» Exercise directions:
Keep only those lines of the records that include the string "this".

## BEGIN Material to process

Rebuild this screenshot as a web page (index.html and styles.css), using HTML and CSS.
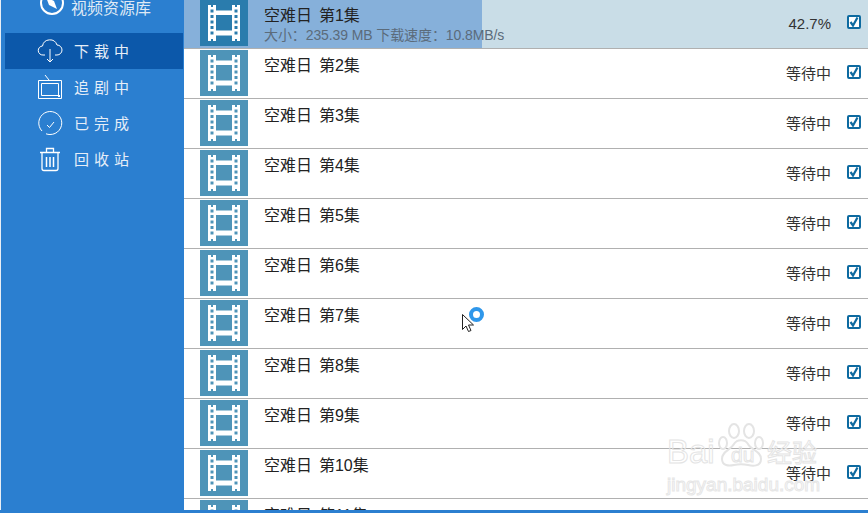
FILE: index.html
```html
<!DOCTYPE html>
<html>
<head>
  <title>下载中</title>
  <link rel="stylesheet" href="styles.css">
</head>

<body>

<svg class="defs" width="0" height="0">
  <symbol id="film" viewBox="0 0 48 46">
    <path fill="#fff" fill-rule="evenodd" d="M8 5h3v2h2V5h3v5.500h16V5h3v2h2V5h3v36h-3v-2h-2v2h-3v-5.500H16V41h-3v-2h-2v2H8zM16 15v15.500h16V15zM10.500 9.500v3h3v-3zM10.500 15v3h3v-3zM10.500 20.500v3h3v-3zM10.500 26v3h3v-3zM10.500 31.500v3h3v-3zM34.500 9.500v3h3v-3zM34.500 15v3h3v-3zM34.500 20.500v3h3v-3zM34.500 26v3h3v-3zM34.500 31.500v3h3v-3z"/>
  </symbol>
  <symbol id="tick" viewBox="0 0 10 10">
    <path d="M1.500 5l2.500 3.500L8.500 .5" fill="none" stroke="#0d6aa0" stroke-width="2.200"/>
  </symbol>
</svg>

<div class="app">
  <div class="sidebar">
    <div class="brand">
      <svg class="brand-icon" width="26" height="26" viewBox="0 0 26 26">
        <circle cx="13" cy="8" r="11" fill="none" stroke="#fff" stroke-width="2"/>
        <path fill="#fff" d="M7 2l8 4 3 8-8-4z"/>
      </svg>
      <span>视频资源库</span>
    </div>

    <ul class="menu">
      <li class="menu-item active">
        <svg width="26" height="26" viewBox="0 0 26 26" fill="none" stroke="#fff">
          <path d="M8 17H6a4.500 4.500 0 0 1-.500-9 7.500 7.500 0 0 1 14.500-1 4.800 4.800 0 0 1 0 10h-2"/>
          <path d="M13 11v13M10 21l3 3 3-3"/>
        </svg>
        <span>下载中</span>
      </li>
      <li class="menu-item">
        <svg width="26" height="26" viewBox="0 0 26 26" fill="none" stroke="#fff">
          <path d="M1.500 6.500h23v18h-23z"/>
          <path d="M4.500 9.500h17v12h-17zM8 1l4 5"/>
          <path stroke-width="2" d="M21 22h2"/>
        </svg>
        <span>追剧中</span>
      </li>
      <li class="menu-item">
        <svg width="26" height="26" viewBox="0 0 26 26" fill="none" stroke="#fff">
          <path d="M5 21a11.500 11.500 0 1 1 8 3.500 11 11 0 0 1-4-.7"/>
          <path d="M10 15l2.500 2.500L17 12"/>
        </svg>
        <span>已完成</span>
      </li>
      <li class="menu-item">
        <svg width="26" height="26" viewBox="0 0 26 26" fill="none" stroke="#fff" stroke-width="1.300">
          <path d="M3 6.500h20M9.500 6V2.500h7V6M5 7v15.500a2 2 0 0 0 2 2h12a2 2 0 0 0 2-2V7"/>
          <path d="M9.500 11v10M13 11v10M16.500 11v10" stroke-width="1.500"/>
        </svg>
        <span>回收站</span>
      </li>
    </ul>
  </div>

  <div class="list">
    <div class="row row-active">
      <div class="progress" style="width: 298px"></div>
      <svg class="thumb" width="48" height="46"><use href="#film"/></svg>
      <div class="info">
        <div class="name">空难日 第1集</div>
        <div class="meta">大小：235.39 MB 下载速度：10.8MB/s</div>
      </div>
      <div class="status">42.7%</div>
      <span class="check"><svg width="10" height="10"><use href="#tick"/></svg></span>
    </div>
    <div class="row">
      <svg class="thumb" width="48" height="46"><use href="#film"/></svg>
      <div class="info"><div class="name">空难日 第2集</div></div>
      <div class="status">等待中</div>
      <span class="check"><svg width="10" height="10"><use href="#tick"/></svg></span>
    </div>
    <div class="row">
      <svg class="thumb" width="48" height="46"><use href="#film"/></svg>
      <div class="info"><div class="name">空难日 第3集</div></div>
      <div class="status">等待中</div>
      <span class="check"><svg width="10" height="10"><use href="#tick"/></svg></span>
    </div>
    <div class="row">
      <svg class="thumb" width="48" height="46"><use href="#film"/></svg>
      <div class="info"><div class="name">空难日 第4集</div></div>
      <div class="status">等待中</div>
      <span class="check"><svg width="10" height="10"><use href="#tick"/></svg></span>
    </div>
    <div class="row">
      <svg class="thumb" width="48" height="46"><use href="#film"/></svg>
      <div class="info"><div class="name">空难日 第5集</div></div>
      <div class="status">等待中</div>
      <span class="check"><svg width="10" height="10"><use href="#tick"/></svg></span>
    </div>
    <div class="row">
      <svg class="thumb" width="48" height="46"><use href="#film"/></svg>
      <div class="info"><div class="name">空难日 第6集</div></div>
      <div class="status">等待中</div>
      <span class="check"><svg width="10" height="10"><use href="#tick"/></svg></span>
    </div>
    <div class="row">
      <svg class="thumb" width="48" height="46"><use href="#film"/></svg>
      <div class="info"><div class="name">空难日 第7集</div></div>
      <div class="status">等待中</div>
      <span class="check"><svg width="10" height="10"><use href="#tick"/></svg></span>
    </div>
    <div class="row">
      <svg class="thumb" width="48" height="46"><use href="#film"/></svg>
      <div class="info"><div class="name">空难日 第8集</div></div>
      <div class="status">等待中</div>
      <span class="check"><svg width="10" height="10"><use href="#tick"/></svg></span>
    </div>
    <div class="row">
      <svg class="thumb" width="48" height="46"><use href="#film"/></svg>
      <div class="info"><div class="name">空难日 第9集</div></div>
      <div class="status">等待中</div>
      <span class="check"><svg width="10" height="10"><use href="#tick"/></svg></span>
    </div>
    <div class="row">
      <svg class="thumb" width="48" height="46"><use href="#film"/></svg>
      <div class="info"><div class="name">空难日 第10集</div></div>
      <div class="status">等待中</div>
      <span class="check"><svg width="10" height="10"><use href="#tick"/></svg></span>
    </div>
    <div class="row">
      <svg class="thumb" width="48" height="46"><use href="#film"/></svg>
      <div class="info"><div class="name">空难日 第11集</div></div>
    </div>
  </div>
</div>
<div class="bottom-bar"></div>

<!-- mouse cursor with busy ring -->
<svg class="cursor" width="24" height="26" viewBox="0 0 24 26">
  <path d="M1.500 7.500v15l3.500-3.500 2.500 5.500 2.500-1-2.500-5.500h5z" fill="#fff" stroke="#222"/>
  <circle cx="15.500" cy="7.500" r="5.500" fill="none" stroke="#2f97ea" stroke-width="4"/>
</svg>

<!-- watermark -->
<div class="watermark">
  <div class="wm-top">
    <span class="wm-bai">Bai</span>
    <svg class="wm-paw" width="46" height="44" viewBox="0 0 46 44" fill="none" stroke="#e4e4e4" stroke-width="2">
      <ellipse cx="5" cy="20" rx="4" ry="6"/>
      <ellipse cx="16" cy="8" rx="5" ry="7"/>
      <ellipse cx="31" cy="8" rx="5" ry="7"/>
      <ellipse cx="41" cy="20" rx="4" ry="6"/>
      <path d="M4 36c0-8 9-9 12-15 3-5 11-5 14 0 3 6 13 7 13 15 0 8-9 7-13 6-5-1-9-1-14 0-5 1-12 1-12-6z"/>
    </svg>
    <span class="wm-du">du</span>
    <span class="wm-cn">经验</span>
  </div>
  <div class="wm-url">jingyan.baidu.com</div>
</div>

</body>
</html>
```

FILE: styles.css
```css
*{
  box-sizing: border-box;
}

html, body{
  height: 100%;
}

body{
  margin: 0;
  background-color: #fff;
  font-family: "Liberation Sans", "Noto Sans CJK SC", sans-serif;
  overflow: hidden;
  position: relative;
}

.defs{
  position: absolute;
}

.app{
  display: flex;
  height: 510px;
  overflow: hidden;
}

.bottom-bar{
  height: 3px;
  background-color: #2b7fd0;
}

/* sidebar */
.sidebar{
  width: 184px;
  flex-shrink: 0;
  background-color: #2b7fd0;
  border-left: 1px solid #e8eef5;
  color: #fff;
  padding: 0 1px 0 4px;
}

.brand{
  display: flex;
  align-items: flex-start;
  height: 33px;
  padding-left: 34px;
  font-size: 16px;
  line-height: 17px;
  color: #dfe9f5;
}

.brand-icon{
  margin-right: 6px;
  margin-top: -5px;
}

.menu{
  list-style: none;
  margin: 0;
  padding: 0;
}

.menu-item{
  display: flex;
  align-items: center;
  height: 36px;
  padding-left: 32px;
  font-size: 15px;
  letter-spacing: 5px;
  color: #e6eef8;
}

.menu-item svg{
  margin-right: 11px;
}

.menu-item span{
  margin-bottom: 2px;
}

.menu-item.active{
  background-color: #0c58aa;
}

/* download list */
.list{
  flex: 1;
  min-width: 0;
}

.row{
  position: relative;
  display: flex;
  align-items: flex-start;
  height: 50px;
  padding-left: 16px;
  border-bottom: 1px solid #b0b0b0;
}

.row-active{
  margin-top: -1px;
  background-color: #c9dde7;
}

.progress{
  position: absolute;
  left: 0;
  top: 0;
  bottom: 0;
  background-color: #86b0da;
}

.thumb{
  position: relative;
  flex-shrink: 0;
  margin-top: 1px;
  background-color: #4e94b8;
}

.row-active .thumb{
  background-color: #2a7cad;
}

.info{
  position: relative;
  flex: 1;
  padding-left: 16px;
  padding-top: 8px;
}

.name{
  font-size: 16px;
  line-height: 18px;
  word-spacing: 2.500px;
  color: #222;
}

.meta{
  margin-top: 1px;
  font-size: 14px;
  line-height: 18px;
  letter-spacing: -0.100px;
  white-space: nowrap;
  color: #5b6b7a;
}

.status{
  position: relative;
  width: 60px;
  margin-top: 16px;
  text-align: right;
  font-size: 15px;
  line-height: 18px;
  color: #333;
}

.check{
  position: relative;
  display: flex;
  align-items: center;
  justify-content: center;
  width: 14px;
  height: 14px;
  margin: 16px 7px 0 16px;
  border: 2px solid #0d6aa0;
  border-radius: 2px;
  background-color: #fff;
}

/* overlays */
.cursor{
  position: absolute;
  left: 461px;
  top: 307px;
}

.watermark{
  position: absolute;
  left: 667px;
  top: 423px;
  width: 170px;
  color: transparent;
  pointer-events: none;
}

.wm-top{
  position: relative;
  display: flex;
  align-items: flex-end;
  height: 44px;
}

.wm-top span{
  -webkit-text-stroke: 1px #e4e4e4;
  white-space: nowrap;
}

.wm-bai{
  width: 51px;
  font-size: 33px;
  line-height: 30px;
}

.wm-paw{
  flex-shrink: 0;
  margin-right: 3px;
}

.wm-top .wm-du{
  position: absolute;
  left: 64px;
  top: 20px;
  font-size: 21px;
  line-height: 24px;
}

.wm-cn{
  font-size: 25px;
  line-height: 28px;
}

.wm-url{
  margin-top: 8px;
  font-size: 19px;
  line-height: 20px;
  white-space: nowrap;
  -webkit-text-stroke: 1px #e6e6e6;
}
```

## END Material to process
## BEGIN Material to process

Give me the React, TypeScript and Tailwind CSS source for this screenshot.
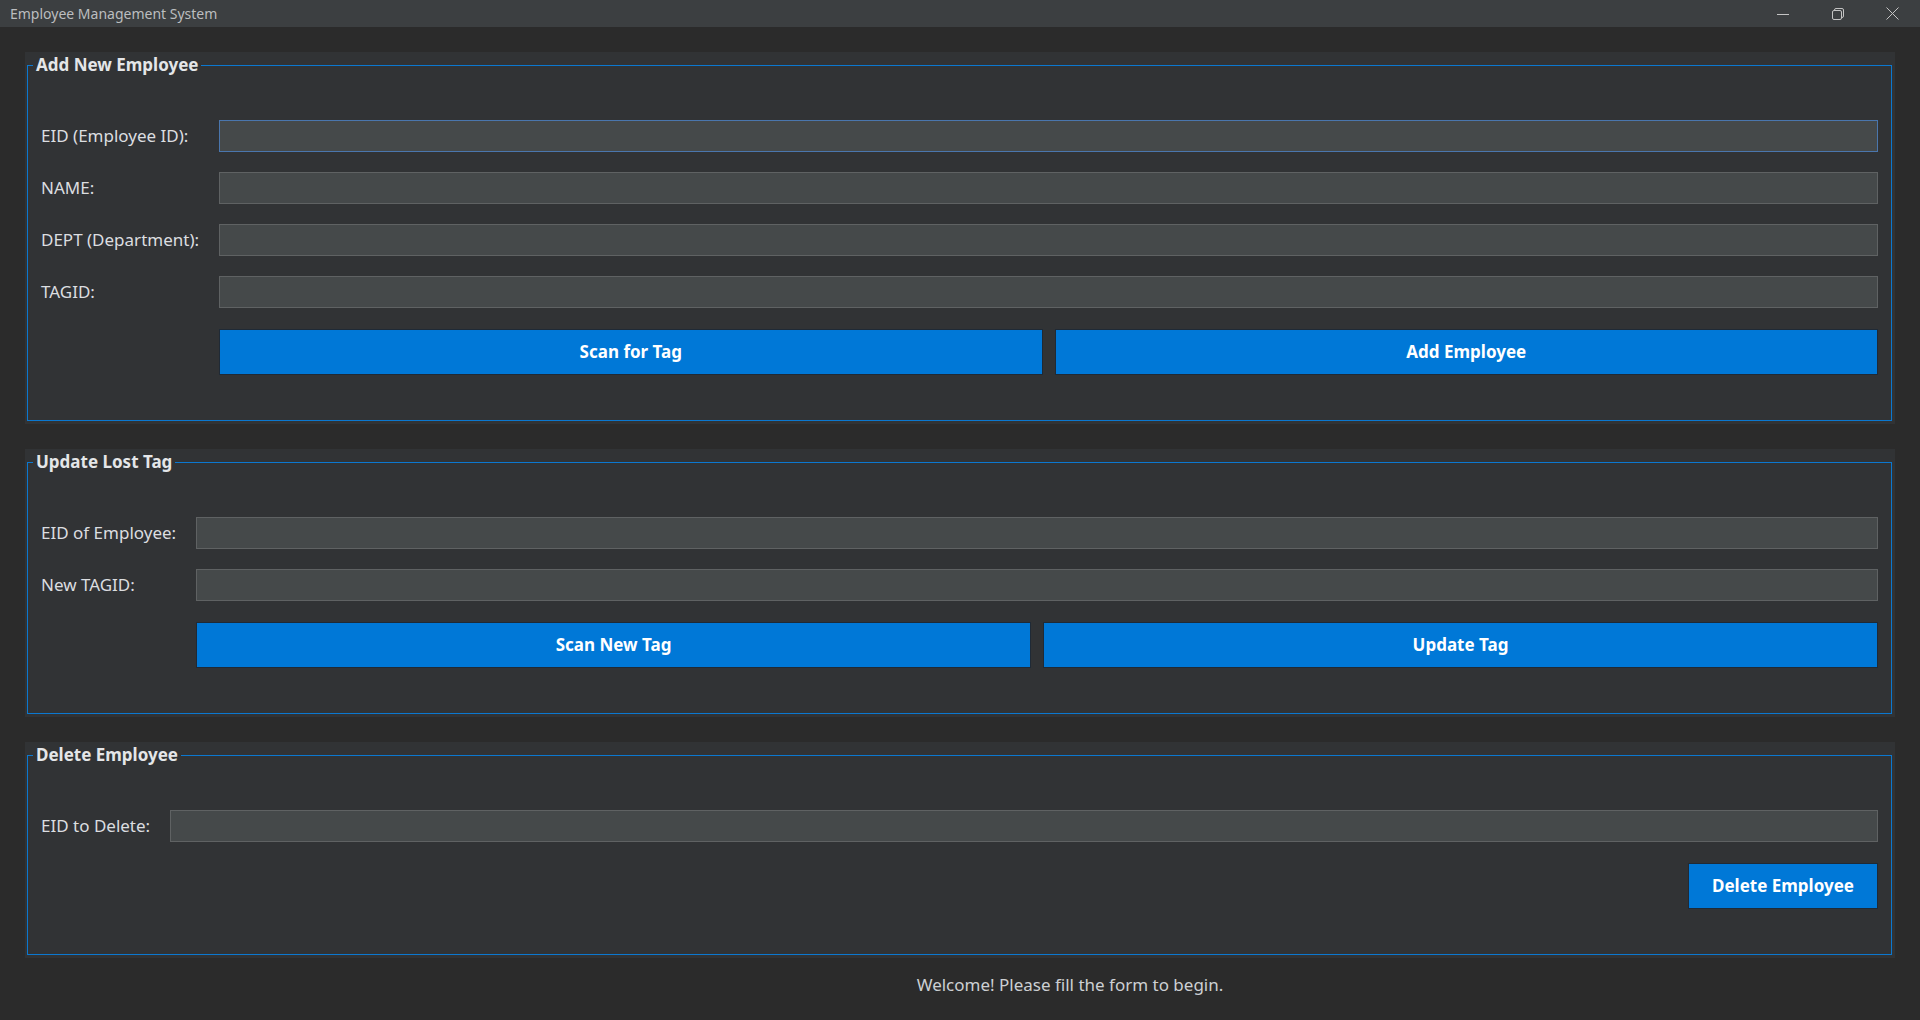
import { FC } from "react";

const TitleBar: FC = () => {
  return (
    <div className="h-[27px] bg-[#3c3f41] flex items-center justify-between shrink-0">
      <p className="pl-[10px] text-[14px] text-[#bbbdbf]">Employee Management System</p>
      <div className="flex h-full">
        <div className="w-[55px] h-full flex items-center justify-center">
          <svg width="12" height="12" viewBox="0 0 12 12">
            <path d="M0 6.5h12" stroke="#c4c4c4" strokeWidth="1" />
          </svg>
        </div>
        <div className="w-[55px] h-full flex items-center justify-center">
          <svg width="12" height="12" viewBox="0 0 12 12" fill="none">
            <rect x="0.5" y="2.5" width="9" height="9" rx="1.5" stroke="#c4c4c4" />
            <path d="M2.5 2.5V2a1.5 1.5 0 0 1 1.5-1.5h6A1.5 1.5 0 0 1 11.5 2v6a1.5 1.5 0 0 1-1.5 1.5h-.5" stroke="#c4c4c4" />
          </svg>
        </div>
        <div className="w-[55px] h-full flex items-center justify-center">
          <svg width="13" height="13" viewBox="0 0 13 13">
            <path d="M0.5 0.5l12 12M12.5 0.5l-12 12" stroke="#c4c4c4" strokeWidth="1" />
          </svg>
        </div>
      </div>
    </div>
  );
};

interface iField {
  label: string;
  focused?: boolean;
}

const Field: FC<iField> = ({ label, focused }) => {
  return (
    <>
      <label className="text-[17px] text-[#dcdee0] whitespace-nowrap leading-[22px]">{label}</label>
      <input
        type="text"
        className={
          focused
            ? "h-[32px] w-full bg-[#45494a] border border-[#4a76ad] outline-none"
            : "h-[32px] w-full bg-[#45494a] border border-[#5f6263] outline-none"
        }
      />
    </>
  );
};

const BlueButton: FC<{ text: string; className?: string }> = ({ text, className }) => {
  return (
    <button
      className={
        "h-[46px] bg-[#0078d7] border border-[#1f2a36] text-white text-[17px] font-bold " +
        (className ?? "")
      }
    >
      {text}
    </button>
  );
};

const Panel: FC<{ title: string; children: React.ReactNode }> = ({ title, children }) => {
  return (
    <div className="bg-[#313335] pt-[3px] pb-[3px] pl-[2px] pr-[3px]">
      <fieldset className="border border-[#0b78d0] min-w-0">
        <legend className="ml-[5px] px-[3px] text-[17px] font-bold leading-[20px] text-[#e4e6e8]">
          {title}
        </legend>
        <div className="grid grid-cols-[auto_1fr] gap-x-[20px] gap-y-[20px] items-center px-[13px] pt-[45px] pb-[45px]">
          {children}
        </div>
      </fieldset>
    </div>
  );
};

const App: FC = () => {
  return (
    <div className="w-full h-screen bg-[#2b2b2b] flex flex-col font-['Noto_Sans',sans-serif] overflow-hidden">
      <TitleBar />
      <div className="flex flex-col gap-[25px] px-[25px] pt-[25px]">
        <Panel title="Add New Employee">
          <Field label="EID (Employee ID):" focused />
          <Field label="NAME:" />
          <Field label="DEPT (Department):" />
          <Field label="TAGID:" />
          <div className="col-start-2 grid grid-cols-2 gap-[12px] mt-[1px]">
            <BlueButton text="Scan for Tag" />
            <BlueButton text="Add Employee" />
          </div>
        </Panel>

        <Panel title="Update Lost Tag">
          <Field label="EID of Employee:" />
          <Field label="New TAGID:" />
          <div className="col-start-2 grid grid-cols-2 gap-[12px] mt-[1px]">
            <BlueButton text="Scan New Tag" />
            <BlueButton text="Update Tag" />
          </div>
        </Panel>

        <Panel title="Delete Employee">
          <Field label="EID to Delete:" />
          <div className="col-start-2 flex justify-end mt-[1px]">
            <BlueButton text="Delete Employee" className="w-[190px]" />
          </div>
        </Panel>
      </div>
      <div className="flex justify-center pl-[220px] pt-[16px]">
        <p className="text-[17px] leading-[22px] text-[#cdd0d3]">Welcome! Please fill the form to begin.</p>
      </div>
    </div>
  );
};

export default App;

## END Material to process
## BEGIN Material to process

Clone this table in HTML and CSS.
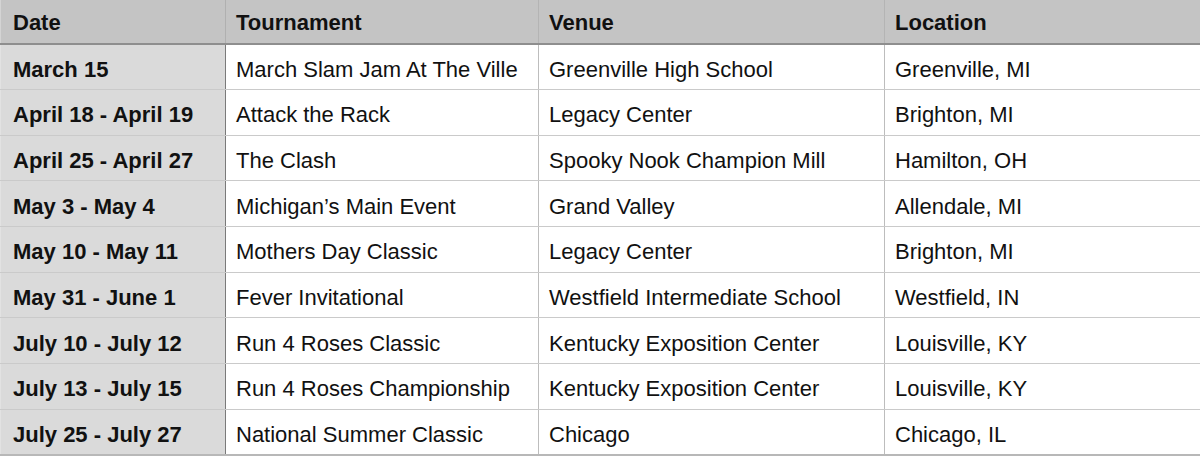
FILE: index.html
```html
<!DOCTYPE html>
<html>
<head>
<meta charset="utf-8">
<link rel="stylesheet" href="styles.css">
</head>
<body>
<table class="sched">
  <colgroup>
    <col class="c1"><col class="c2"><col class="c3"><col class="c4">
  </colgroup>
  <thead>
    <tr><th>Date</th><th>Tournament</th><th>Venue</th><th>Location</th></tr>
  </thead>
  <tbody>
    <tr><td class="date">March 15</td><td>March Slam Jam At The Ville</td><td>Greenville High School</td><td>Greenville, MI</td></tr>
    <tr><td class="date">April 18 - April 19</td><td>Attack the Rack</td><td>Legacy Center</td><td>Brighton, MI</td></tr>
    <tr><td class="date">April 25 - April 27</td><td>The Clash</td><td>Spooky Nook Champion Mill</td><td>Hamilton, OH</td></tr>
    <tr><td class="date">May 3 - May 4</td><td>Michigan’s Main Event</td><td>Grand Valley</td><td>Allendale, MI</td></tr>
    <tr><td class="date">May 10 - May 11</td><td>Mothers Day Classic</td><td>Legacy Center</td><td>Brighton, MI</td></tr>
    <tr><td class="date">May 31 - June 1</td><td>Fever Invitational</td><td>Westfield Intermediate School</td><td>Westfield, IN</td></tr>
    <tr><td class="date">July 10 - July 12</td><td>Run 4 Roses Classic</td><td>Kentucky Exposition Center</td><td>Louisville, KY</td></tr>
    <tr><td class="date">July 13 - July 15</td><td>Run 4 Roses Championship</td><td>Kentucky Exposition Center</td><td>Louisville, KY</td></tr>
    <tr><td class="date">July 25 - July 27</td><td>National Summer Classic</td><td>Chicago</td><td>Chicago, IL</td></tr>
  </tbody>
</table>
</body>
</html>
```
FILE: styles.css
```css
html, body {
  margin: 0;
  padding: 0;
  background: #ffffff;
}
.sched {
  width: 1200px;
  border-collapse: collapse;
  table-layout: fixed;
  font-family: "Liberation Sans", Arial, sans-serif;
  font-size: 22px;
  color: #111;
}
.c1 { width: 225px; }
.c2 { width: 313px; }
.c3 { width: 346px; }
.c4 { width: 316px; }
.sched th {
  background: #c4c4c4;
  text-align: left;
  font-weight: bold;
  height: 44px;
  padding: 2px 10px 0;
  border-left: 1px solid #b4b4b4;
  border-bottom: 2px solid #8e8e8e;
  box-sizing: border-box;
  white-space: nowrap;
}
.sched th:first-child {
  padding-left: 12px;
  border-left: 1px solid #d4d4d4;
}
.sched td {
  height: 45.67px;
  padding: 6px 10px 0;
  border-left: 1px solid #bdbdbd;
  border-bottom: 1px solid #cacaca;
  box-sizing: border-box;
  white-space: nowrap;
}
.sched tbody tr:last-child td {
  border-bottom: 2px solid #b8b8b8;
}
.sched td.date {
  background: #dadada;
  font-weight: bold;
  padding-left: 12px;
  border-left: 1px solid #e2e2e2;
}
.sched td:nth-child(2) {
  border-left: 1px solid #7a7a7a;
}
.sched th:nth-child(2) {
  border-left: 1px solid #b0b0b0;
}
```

## END Material to process

» Task solution:
Rebuild this screenshot as a web page (index.html and styles.css), using HTML and CSS.
Give me the React, TypeScript and Tailwind CSS source for this screenshot.
Clone this table in HTML and CSS.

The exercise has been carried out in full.